--- Start Dataset content ---

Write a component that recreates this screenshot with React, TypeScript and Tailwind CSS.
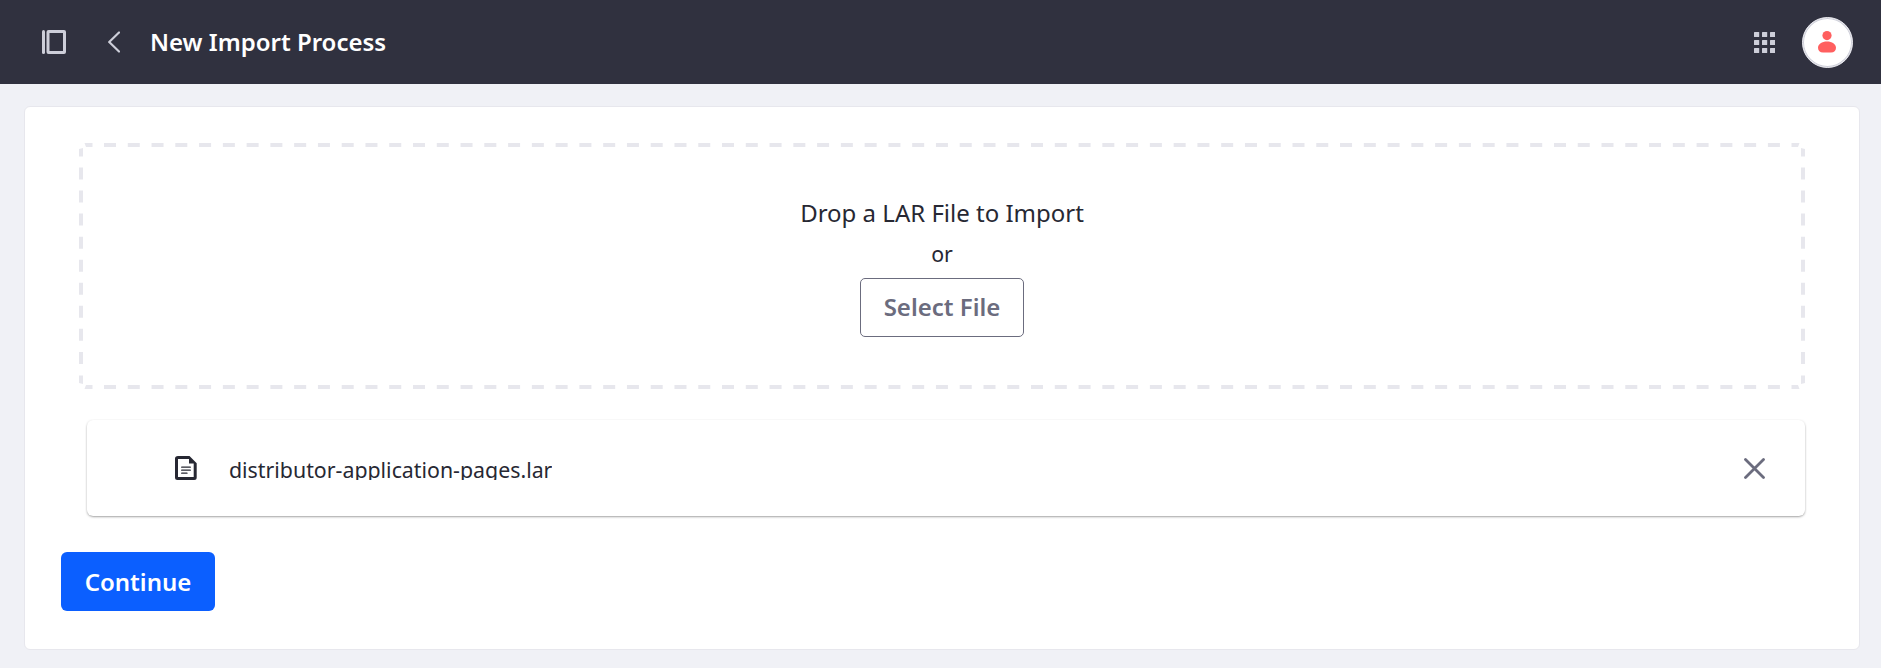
const font = "font-['Noto_Sans',sans-serif]";

function DashedFrame() {
  return (
    <svg className="pointer-events-none absolute inset-0" width="1726" height="246" viewBox="0 0 1726 246" fill="none" stroke="#e7e7ed" strokeWidth="4">
      <path d="M25 2H1701M25 244H1701" strokeDasharray="12 11.77" />
      <path d="M2 24.5V222M1724 24.5V222" strokeDasharray="12 11.05" />
      <path
        stroke="none"
        fill="#e7e7ed"
        d="M5.5 0H13.5V4H7ZM0 6L4 5V13.5H0ZM1720.500 0H1712.500V4H1719ZM1726 6L1722 5V13.500H1726ZM5.500 246H13.500V242H7ZM0 240L4 241V232.500H0ZM1720.500 246H1712.500V242H1719ZM1726 240L1722 241V232.500H1726Z"
      />
    </svg>
  );
}

function Header() {
  return (
    <header className="flex h-[84px] items-center bg-[#30313f] pl-[42px] pr-7">
      <svg className="size-6 shrink-0" viewBox="0 0 24 24" fill="#cdced9">
        <rect x="0" y="0" width="3" height="24" rx="1.5" />
        <path fillRule="evenodd" d="M6.500 0h15.500a2 2 0 0 1 2 2v20a2 2 0 0 1-2 2H6.500a2 2 0 0 1-2-2V2a2 2 0 0 1 2-2ZM7.500 3v18h13.500V3Z" />
      </svg>
      <svg className="ml-[42px] h-6 w-3 shrink-0" viewBox="0 0 12 24" fill="none" stroke="#cdced9" strokeWidth="2.200" strokeLinecap="round" strokeLinejoin="round">
        <path d="M11 2.500L1.200 12L11 21.500" />
      </svg>
      <h1 className="ml-[30px] text-2xl font-semibold text-white">New Import Process</h1>
      <svg className="ml-auto h-[22px] w-[21px] shrink-0" viewBox="0 0 21 22" fill="#cdced9">
        {[1, 9, 17].map((y) =>
          [0, 8, 16].map((x) => <rect key={`${x}-${y}`} x={x} y={y} width="5.200" height="5" rx="0.5" />),
        )}
      </svg>
      <div className="ml-[27px] flex size-[51px] shrink-0 items-center justify-center rounded-full border border-[#e7e7ed] bg-white pr-px shadow-[inset_0_0_0_1px_#cdced9]">
        <svg width="18" height="22" viewBox="0 0 18 22" fill="#ff5f5f">
          <circle cx="9" cy="4.600" r="4.600" />
          <path d="M9 10.500c5 0 9 2.700 9 6.200 0 3-2 4.700-5 4.700H5c-3 0-5-1.700-5-4.700 0-3.500 4-6.200 9-6.200Z" />
        </svg>
      </div>
    </header>
  );
}

export default function App() {
  return (
    <div className={`flex h-screen flex-col overflow-hidden bg-[#f0f1f6] text-[#272833] ${font}`}>
      <Header />
      <main className="ml-6 mt-[22px] flex h-[544px] w-[1836px] flex-col rounded-md border border-[#e7e7ed] bg-white pl-9 pt-9">
        <section className="relative ml-[18px] flex h-[246px] w-[1726px] flex-col items-center pt-[52px]">
          <DashedFrame />
          <h2 className="text-2xl leading-9">Drop a LAR File to Import</h2>
          <p className="mt-[7px] text-[21.333px] leading-[32px]">or</p>
          <button className="mt-2 h-[59px] w-[164px] rounded-[5px] border border-[#6b6c7e] pb-[2px] text-2xl font-semibold text-[#6b6c7e]">
            Select File
          </button>
        </section>
        <section className="ml-[26px] mt-[31px] flex h-24 w-[1718px] shrink-0 items-center rounded-md bg-white pl-[88px] pr-10 shadow-[0_1px_3px_-1px_rgba(0,0,0,0.75)]">
          <svg className="size-6 shrink-0" viewBox="0 0 24 24" fill="none">
            <path d="M3 0H14.500L21.700 7.200V21.500Q21.700 24 19.200 24H2.500Q0 24 0 21.500V2.500Q0 0 3 0ZM3 3V21H18.700V7.500H14V3Z" fill="#272833" fillRule="evenodd" />
            <path d="M6.700 11.200H15.300M6.700 14.200H15.300M6.700 17.200H12" stroke="#272833" strokeWidth="1.300" strokeLinecap="round" />
          </svg>
          <span className="mb-[3px] ml-[30px] h-[26px] overflow-hidden text-[21.333px] leading-[32px]">distributor-application-pages.lar</span>
          <svg className="ml-auto size-[21px]" viewBox="0 0 21 21" stroke="#6b6c7e" strokeWidth="2.800" strokeLinecap="round">
            <path d="M1.500 1.500L19.500 19.500M19.500 1.500L1.500 19.500" />
          </svg>
        </section>
        <button className="mt-9 h-[59px] w-[154px] rounded-md bg-[#0b5fff] text-2xl font-semibold text-white">Continue</button>
      </main>
    </div>
  );
}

--- End Dataset content ---

Copy the data word for word. Pictures do not go in the copy.

#### Problem solution
Write a component that recreates this screenshot with React, TypeScript and Tailwind CSS.
const font = "font-['Noto_Sans',sans-serif]";

function DashedFrame() {
  return (
    <svg className="pointer-events-none absolute inset-0" width="1726" height="246" viewBox="0 0 1726 246" fill="none" stroke="#e7e7ed" strokeWidth="4">
      <path d="M25 2H1701M25 244H1701" strokeDasharray="12 11.77" />
      <path d="M2 24.5V222M1724 24.5V222" strokeDasharray="12 11.05" />
      <path
        stroke="none"
        fill="#e7e7ed"
        d="M5.5 0H13.5V4H7ZM0 6L4 5V13.5H0ZM1720.500 0H1712.500V4H1719ZM1726 6L1722 5V13.500H1726ZM5.500 246H13.500V242H7ZM0 240L4 241V232.500H0ZM1720.500 246H1712.500V242H1719ZM1726 240L1722 241V232.500H1726Z"
      />
    </svg>
  );
}

function Header() {
  return (
    <header className="flex h-[84px] items-center bg-[#30313f] pl-[42px] pr-7">
      <svg className="size-6 shrink-0" viewBox="0 0 24 24" fill="#cdced9">
        <rect x="0" y="0" width="3" height="24" rx="1.5" />
        <path fillRule="evenodd" d="M6.500 0h15.500a2 2 0 0 1 2 2v20a2 2 0 0 1-2 2H6.500a2 2 0 0 1-2-2V2a2 2 0 0 1 2-2ZM7.500 3v18h13.500V3Z" />
      </svg>
      <svg className="ml-[42px] h-6 w-3 shrink-0" viewBox="0 0 12 24" fill="none" stroke="#cdced9" strokeWidth="2.200" strokeLinecap="round" strokeLinejoin="round">
        <path d="M11 2.500L1.200 12L11 21.500" />
      </svg>
      <h1 className="ml-[30px] text-2xl font-semibold text-white">New Import Process</h1>
      <svg className="ml-auto h-[22px] w-[21px] shrink-0" viewBox="0 0 21 22" fill="#cdced9">
        {[1, 9, 17].map((y) =>
          [0, 8, 16].map((x) => <rect key={`${x}-${y}`} x={x} y={y} width="5.200" height="5" rx="0.5" />),
        )}
      </svg>
      <div className="ml-[27px] flex size-[51px] shrink-0 items-center justify-center rounded-full border border-[#e7e7ed] bg-white pr-px shadow-[inset_0_0_0_1px_#cdced9]">
        <svg width="18" height="22" viewBox="0 0 18 22" fill="#ff5f5f">
          <circle cx="9" cy="4.600" r="4.600" />
          <path d="M9 10.500c5 0 9 2.700 9 6.200 0 3-2 4.700-5 4.700H5c-3 0-5-1.700-5-4.700 0-3.500 4-6.200 9-6.200Z" />
        </svg>
      </div>
    </header>
  );
}

export default function App() {
  return (
    <div className={`flex h-screen flex-col overflow-hidden bg-[#f0f1f6] text-[#272833] ${font}`}>
      <Header />
      <main className="ml-6 mt-[22px] flex h-[544px] w-[1836px] flex-col rounded-md border border-[#e7e7ed] bg-white pl-9 pt-9">
        <section className="relative ml-[18px] flex h-[246px] w-[1726px] flex-col items-center pt-[52px]">
          <DashedFrame />
          <h2 className="text-2xl leading-9">Drop a LAR File to Import</h2>
          <p className="mt-[7px] text-[21.333px] leading-[32px]">or</p>
          <button className="mt-2 h-[59px] w-[164px] rounded-[5px] border border-[#6b6c7e] pb-[2px] text-2xl font-semibold text-[#6b6c7e]">
            Select File
          </button>
        </section>
        <section className="ml-[26px] mt-[31px] flex h-24 w-[1718px] shrink-0 items-center rounded-md bg-white pl-[88px] pr-10 shadow-[0_1px_3px_-1px_rgba(0,0,0,0.75)]">
          <svg className="size-6 shrink-0" viewBox="0 0 24 24" fill="none">
            <path d="M3 0H14.500L21.700 7.200V21.500Q21.700 24 19.200 24H2.500Q0 24 0 21.500V2.500Q0 0 3 0ZM3 3V21H18.700V7.500H14V3Z" fill="#272833" fillRule="evenodd" />
            <path d="M6.700 11.200H15.300M6.700 14.200H15.300M6.700 17.200H12" stroke="#272833" strokeWidth="1.300" strokeLinecap="round" />
          </svg>
          <span className="mb-[3px] ml-[30px] h-[26px] overflow-hidden text-[21.333px] leading-[32px]">distributor-application-pages.lar</span>
          <svg className="ml-auto size-[21px]" viewBox="0 0 21 21" stroke="#6b6c7e" strokeWidth="2.800" strokeLinecap="round">
            <path d="M1.500 1.500L19.500 19.500M19.500 1.500L1.500 19.500" />
          </svg>
        </section>
        <button className="mt-9 h-[59px] w-[154px] rounded-md bg-[#0b5fff] text-2xl font-semibold text-white">Continue</button>
      </main>
    </div>
  );
}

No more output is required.